The fact that everyone doesn't employ the use of a chopping block is baffling to me.


----------



## Dolmar7900 (Mar 15, 2015)

Bigg_Redd said:


> The fact that everyone doesn't employ the use of a chopping block is baffling to me.



I tried a chopping block for a while.  Maybe I'm doing it wrong but it seemed to be more beneficial to have the log directly on the ground.   With the chopping block I have to wrestle sometimes big logs up onto the block.   Then being off the ground that extra distance decrease the amount of energy I could transfer into the log because my swing ark was much shorter.  Then I would have to hit the log more times.  If the ground is relatively hard I don't see the benefit with bigger logs.  Splitting small stuff it probably wouldn't matter but still you have to bend over and pick up the log and extra time.usually when I split the smaller stuff and the bigger stuff I packed them all tightly next to each other so they can't go anywhere and it makes it easy to split as a group.  Let me know if you have any suggestions because I may be missing something


----------



## Osagebndr (Mar 15, 2015)

A block doesn't necessarily have to be 12-16" tall. I have a 40" block that's 8" thick so I don't have to lift the bigger rounds up far to place it on . Keeps mud and dirt off the bottom also.working a big round from outside in is a lot easier than trying to half it also.


----------



## rwilly (Mar 15, 2015)

Not that anyone doesn't know this already.....

When the splitting maul/axe hits the wood, you want the blade to be parallel to the face of the wood you are splitting. I try and keep a shorter round to use as a chopping block so when my blade hits the wood, it is about waist high.

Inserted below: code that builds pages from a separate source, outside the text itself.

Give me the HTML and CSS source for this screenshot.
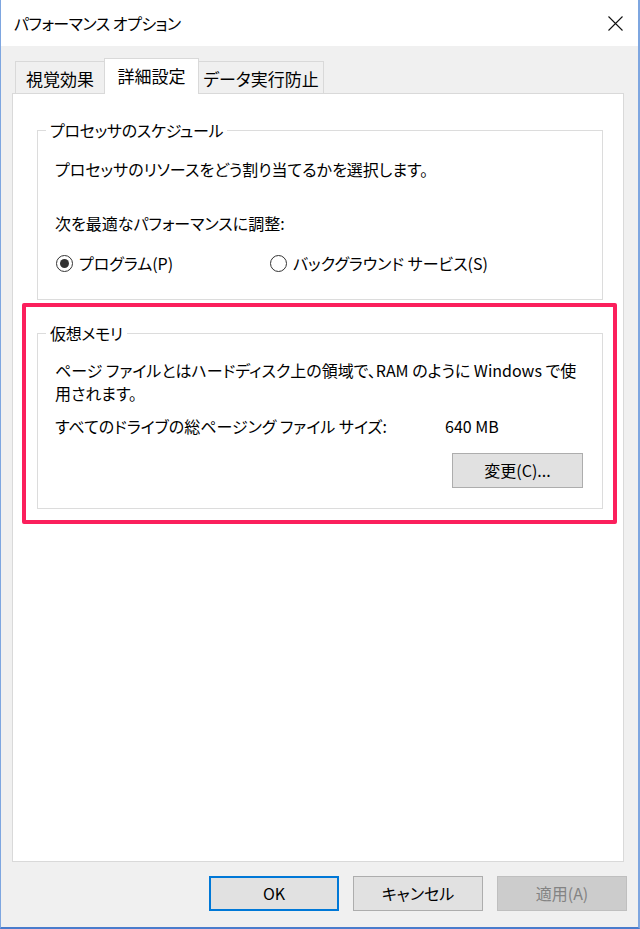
FILE: index.html
```html
<!DOCTYPE html>
<html lang="ja">
<head>
<meta charset="utf-8">
<title>パフォーマンス オプション</title>
<link rel="stylesheet" href="styles.css">
</head>
<body>
<div class="window">
  <div class="titlebar">
    <span class="title">パフォーマンス オプション</span>
    <svg class="close" width="15" height="15" viewBox="0 0 15 15"><path d="M0.5 0.5 L14.5 14.5 M14.5 0.5 L0.5 14.5" stroke="#111" stroke-width="1.1" fill="none"/></svg>
  </div>
  <div class="client">
    <div class="tabs">
      <div class="tab t1">視覚効果</div>
      <div class="tab t2 selected">詳細設定</div>
      <div class="tab t3">データ実行防止</div>
    </div>
    <div class="panel">
      <div class="group g1">
        <div class="legend">プロセッサのスケジュール</div>
        <div class="line l1">プロセッサのリソースをどう割り当てるかを選択します。</div>
        <div class="line l2">次を最適なパフォーマンスに調整:</div>
        <div class="radios">
          <div class="radio first"><span class="dot checked"></span><span class="rlabel">プログラム(P)</span></div>
          <div class="radio"><span class="dot"></span><span class="rlabel">バックグラウンド サービス(S)</span></div>
        </div>
      </div>
      <div class="highlight">
        <div class="group g2">
          <div class="legend">仮想メモリ</div>
          <div class="line l3"><span class="nw">ページ ファイルとはハードディスク上の領域で、RAM のように Windows で使</span><br><span class="nw">用されます。</span></div>
          <div class="sizerow"><span class="sizelabel">すべてのドライブの総ページング ファイル サイズ:</span><span>640 MB</span></div>
          <div class="btnrow"><div class="btn change">変更(C)...</div></div>
        </div>
      </div>
    </div>
    <div class="footer">
      <div class="btn ok">OK</div>
      <div class="btn">キャンセル</div>
      <div class="btn disabled">適用(A)</div>
    </div>
  </div>
</div>
</body>
</html>
```

FILE: styles.css
```css
html, body {
  margin: 0;
  padding: 0;
}
body {
  font-family: "Noto Sans CJK JP", "Noto Sans", sans-serif;
  font-feature-settings: "palt";
  font-size: 16px;
  color: #000;
  background: #f0f0f0;
}
.window {
  width: 640px;
  height: 929px;
  box-sizing: border-box;
  border-left: 1px solid #7ea6e0;
  border-right: 2px solid #7ea6e0;
  border-bottom: 2px solid #4a7ccc;
  background: #f0f0f0;
  display: flex;
  flex-direction: column;
}
.titlebar {
  height: 46px;
  flex: none;
  background: #fff;
  display: flex;
  align-items: center;
  justify-content: space-between;
  padding: 0 15px 0 13px;
}
.title {
  font-size: 16px;
  letter-spacing: -0.5px;
  line-height: 21px;
}
.close {
  display: block;
}
.client {
  flex: 1;
  padding: 12px 14px 0 11px;
  display: flex;
  flex-direction: column;
}
.tabs {
  display: flex;
  align-items: flex-end;
  height: 35px;
  padding-left: 3px;
  position: relative;
  z-index: 1;
}
.tab {
  box-sizing: border-box;
  height: 32px;
  border: 1px solid #d9d9d9;
  border-bottom: none;
  background: #f0f0f0;
  display: flex;
  align-items: center;
  justify-content: center;
  font-size: 17px;
  line-height: 21px;
  padding-top: 1px;
}
.t1 { width: 89px; border-right: none; }
.t2 { width: 95px; }
.t3 { width: 125px; border-left: none; }
.tab.selected {
  height: 36px;
  background: #fff;
  margin-bottom: -1px;
  padding-top: 0;
  padding-bottom: 3px;
}
.panel {
  box-sizing: border-box;
  height: 769px;
  flex: none;
  background: #fff;
  border: 1px solid #d9d9d9;
  padding: 36px 6px 0 9px;
}
.group {
  border: 1px solid #dcdcdc;
  padding: 0 18px 0 17px;
}
.g1 {
  margin: 0 14px 0 15px;
  padding-bottom: 25px;
}
.legend {
  width: fit-content;
  line-height: 21px;
  margin: -11px 0 0 -9px;
  padding: 0 4px;
  background: #fff;
  letter-spacing: -0.3px;
}
.line {
  line-height: 21px;
}
.l1 { margin-top: 18px; }
.l2 { margin-top: 33px; }
.radios {
  display: flex;
  align-items: center;
  margin-top: 19px;
  line-height: 21px;
  padding-left: 1px;
}
.radio {
  display: flex;
  align-items: center;
}
.radio.first {
  width: 214px;
}
.dot {
  box-sizing: border-box;
  width: 17px;
  height: 17px;
  border: 1px solid #333;
  border-radius: 50%;
  display: flex;
  align-items: center;
  justify-content: center;
  margin-right: 6px;
  background: #fff;
}
.dot.checked::after {
  content: "";
  width: 9px;
  height: 9px;
  border-radius: 50%;
  background: #333;
}
.highlight {
  margin-top: 3px;
  border: 4px solid #fb1f5c;
  border-radius: 2px;
  padding: 26px 10px 11px 11px;
}
.g2 {
  padding-bottom: 20px;
}
.line.l3 {
  margin-top: 15px;
  line-height: 23px;
}
.nw { white-space: nowrap; }
.sizerow {
  display: flex;
  margin-top: 11px;
  line-height: 21px;
}
.sizelabel {
  width: 390px;
  flex: none;
  white-space: nowrap;
}
.btnrow {
  display: flex;
  justify-content: flex-end;
  margin-top: 16px;
  margin-right: 1px;
}
.btn {
  box-sizing: border-box;
  width: 130px;
  height: 35px;
  background: #e1e1e1;
  border: 1px solid #adadad;
  display: flex;
  align-items: center;
  justify-content: center;
  line-height: 21px;
}
.change {
  width: 131px;
}
.footer {
  display: flex;
  justify-content: flex-end;
  gap: 14px;
  margin-top: 14px;
  margin-right: -3px;
}
.btn.ok {
  border: 2px solid #0078d7;
}
.btn.disabled {
  background: #cccccc;
  border-color: #bfbfbf;
  color: #838383;
}
```
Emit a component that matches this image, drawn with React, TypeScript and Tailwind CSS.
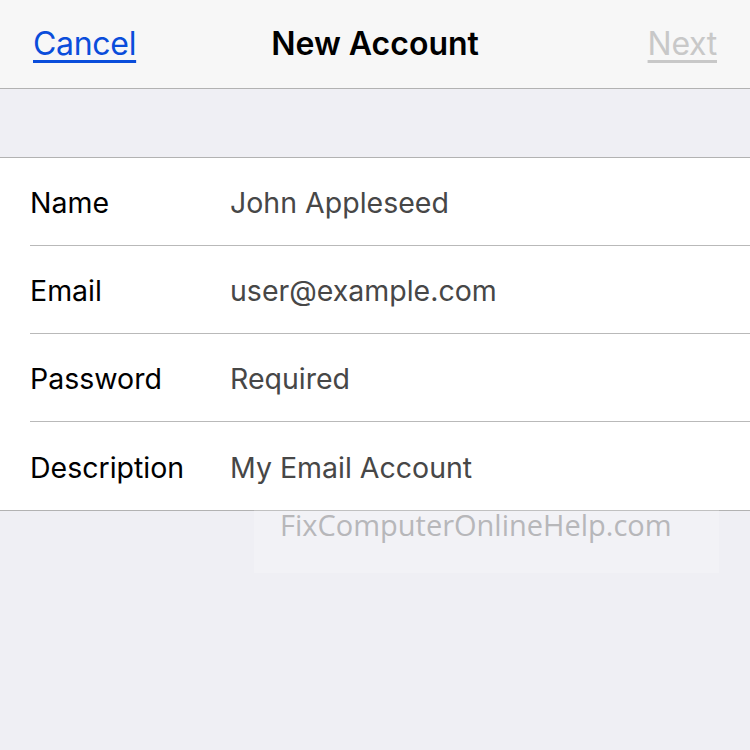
const rows = [
  { label: "Name", value: "John Appleseed" },
  { label: "Email", value: "user@example.com" },
  { label: "Password", value: "Required" },
  { label: "Description", value: "My Email Account" },
];

const App = () => {
  return (
    <div className="relative w-[750px] h-[750px] bg-[#efeff4] font-['Inter',sans-serif] overflow-hidden">
      <div className="grid grid-cols-[1fr_auto_1fr] items-center h-[89px] px-[33px] bg-[#f7f7f7] border-b border-[#b2b2b2]">
        <div>
          <a href="#" className="text-[32px] text-[#0a4ddb] underline underline-offset-[5px] decoration-[3px] tracking-[-0.3px]">
            Cancel
          </a>
        </div>
        <h1 className="text-[32px] font-semibold text-black">New Account</h1>
        <div className="text-right">
          <a href="#" className="text-[32px] text-[#c8c8c8] underline underline-offset-[5px] decoration-[3px] tracking-[-0.3px]">
            Next
          </a>
        </div>
      </div>
      <div className="h-[68px]" />
      <div className="bg-white border-y border-[#b2b2b2] pl-[30px]">
        {rows.map((row, i) => (
          <div
            key={row.label}
            className={`flex items-center h-[88px] pt-[4px] text-[28.5px] ${i < rows.length - 1 ? "border-b border-[#b9b9b9]" : ""}`}
          >
            <span className="w-[200px] text-black">{row.label}</span>
            <span className="text-[#474747]">{row.value}</span>
          </div>
        ))}
      </div>
      <div className="absolute left-[254px] top-[486px] w-[465px] h-[87px] bg-white/20 flex pt-[19px] pl-[26px]">
        <span className="font-['Open_Sans',sans-serif] text-[29px] leading-[40px] text-[#b7b7ba]">
          FixComputerOnlineHelp.com
        </span>
      </div>
    </div>
  );
};

export default App;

If you are hitting the wood with just a corner of the blade, then it is not the proper height.


----------



## Bigg_Redd (Mar 15, 2015)

Dolmar7900 said:


> I tried a chopping block for a while.  Maybe I'm doing it wrong but it seemed to be more beneficial to have the log directly on the ground.   With the chopping block I have to wrestle sometimes big logs up onto the block.   Then being off the ground that extra distance decrease the amount of energy I could transfer into the log because my swing ark was much shorter.  Then I would have to hit the log more times.  If the ground is relatively hard I don't see the benefit with bigger logs.  Splitting small stuff it probably wouldn't matter but still you have to bend over and pick up the log and extra time.usually when I split the smaller stuff and the bigger stuff I packed them all tightly next to each other so they can't go anywhere and it makes it easy to split as a group.  Let me know if you have any suggestions because I may be missing something




I feel that the added protection and added accuracy that a chopping block affords is worth the tradeoff of lifting the round.  The way I figure it I have to manually get any round in position whether I leave it on the ground or not so an extra 16" lift onto my block isn't a ton of extra work.  Obviously I'll halve or even quarter on the ground rounds that are too heavy to lift.  

Also, I find the longer arc = stronger arc to be specious.  If that where really true then you'd see more people standing on a block to raise themselves more over the splits.


----------



## Dolmar7900 (Mar 15, 2015)

ChadD said:


> I am 29 and after a year of splitting by hand I bought a hydraulic splitter. I figured if this is a long term plan for winter heat I would spend the money early on and enjoy the ease of spiting wood with it for years to come.



That's funny. I'm 45 and I bought a log splitter but now I have so much fun splitting wood by hand I'm thinking about selling the log splitter because I don't use it.    I just let my buddy use my log splitter because he's 35 and it's too hard on his body to split.


----------



## KenLockett (Mar 15, 2015)

Dune said:


> Looked to me like by far the most effective was the Fiskars.


+1 on that one.  The red maul looks unwieldy.  Fiskars for straight grain rounds and 22 ton log splitter for everything else.


----------



## Osagebndr (Mar 16, 2015)

I like to mount a spare tire to my block also to keep from having to pick the wood back up as I split


----------



## iamlucky13 (Mar 16, 2015)

Bigg_Redd said:


> The fact that everyone doesn't employ the use of a chopping block is baffling to me.



I was getting really curious reading this thread that nobody had mentioned the lack of chopping block. I was starting to think I was the odd guy out for using one.



Dolmar7900 said:


> Maybe I'm doing it wrong but it seemed to be more beneficial to have the log directly on the ground. With the chopping block I have to wrestle sometimes big logs up onto the block.



With the big rounds, I will often leave it on the ground and do the first split with wedges, since the first always takes quite a bit of effort anyways. The wedge sits higher for most of the split anyways, and the way I swing when driving a wedge is much different than when splitting directly with the maul.



Osagebndr said:


> I like to mount a spare tire to my block also to keep from having to pick the wood back up as I split



I just saw this idea for the first time recently. I also just recently found the previous property owner left a tire buried behind some brush I was cutting. I'll give it a try when I start splitting this spring.


----------



## Snagdaddy (Mar 16, 2015)

nothing beats a sotz monster maul for splitting the knotty rounds without hauling out the hydro splitter.  the fiskars and the 6 and 8 pounders just get stuck.  of course these other mauls have their place.  don't make me use the golf analogy.


----------



## drz1050 (Mar 16, 2015)

As far as mauls getting stuck.. some old ones have a concave profile after the edge, can't get stuck if there is no contact  

It's not 100%; They still get stuck a little bit, but are very easy to pull back out.


----------